Is an Acquisition Still Possible?
Recently, those who have been following SNDL stock have been hoping for one thing, an acquisition. A few months ago the company announced a strategic alternatives exploration, which included the potential sale of assets, or the entire company.
With the financial restructuring news, many are wondering if an acquisition is still a likely result.
In my opinion, the answer is a resounding yes.
The fact of the matter is that this deal seems to be aimed at making strategic alternatives possible, while improving the balance sheet for the company, SNDL said the transaction “removes all covenants and restrictions on the Company’s ability to pursue strategic opportunities.”
So, for those of you wondering why a deal hasn’t happened yet, you may have your answer.
Nonetheless, I stand by my opinion that Sundial Growers represents a compelling acquisition opportunity for the big players. Ultimately, regulatory changes are happening around the world. However, due to the somewhat taboo nature of the cannabis industry, it is a largely fragmented one.

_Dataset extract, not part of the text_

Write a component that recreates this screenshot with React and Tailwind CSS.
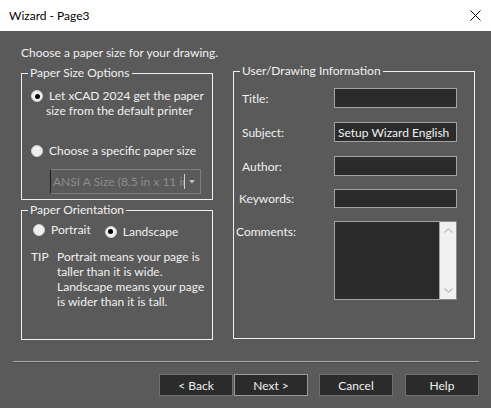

It’s at this stage of the game that the big players need to act quickly in an attempt to consolidate a fragmented market in order to take it by storm.
At the same time SNDL represents a great opportunity. The stock hasn’t done well this year, meaning that a suitor will receive a pretty steep discount. At the same time, its activities in the vape and edibles subsectors of the larger cannabis sector will likely be attractive as these products are gaining steam in terms of demand.
All in all, this announcement isn’t one that suggests a deal is off. It’s one that suggests that a SNDL acquisition may be just around the corner.
Risks to Consider Before Buying SNDL Stock
If you’re investing, you’re accepting risk. There’s no question about it.
This is true with all stocks including SNDL stock. In particular, before buying SNDL, investors should consider the following risks:
- A Deal May Not Happen. First and foremost, investors are excited about a potential acquisition, which is a highly speculative concept. At the end of the day, nobody can see into the future, and there’s a chance that a deal will not happen. Should this be the case, some investors will likely leave their positions, resulting in declines.
- Capital Risk. The transaction left quite a bit of money on the balance sheet, but it’s important to remember that Sundial Growers operates at a loss. Should the funding on its balance sheet not be enough to get it to profitability, dilution may be the result as the company looks to capital markets as a fundraising opportunity.
- Regulatory Risk. Much of the excitement surrounding the cannabis sector has to do with coming regulatory changes. We’ve seen movement in the positive direction in the UK, in some areas of Europe, and most importantly, in the United States. However, moves in the positive direction don’t mean the finish line has been crossed yet. Should regulatory movements start going in the other direction, SNDL stock, along with others in the cannabis sector will feel the pain.
The bottom line here is simple. The announcement made by Sundial Growers this morning was an overwhelmingly positive one. At the moment, the company is seeking strategic alternatives, including the potential sale of the company. Today’s announcement will help the company reach that goal in two ways:
- Restriction Removal. There are no longer any restrictions on the company that would hold it back from making a potential deal.
- Debt-Free. If you were a suitor, would you want to buy a company with a mountain of debt? SNDL no longer has that issue. With the announcement today, the company is in debt-free status. As such, it likely just increased demand for an acquisition in a big way.
All in all, I’ve been interested in following SNDL stock. However, with today’s announcement, I’m strongly considering buying it. It looks like the stars are aligning perfectly for compelling gains ahead.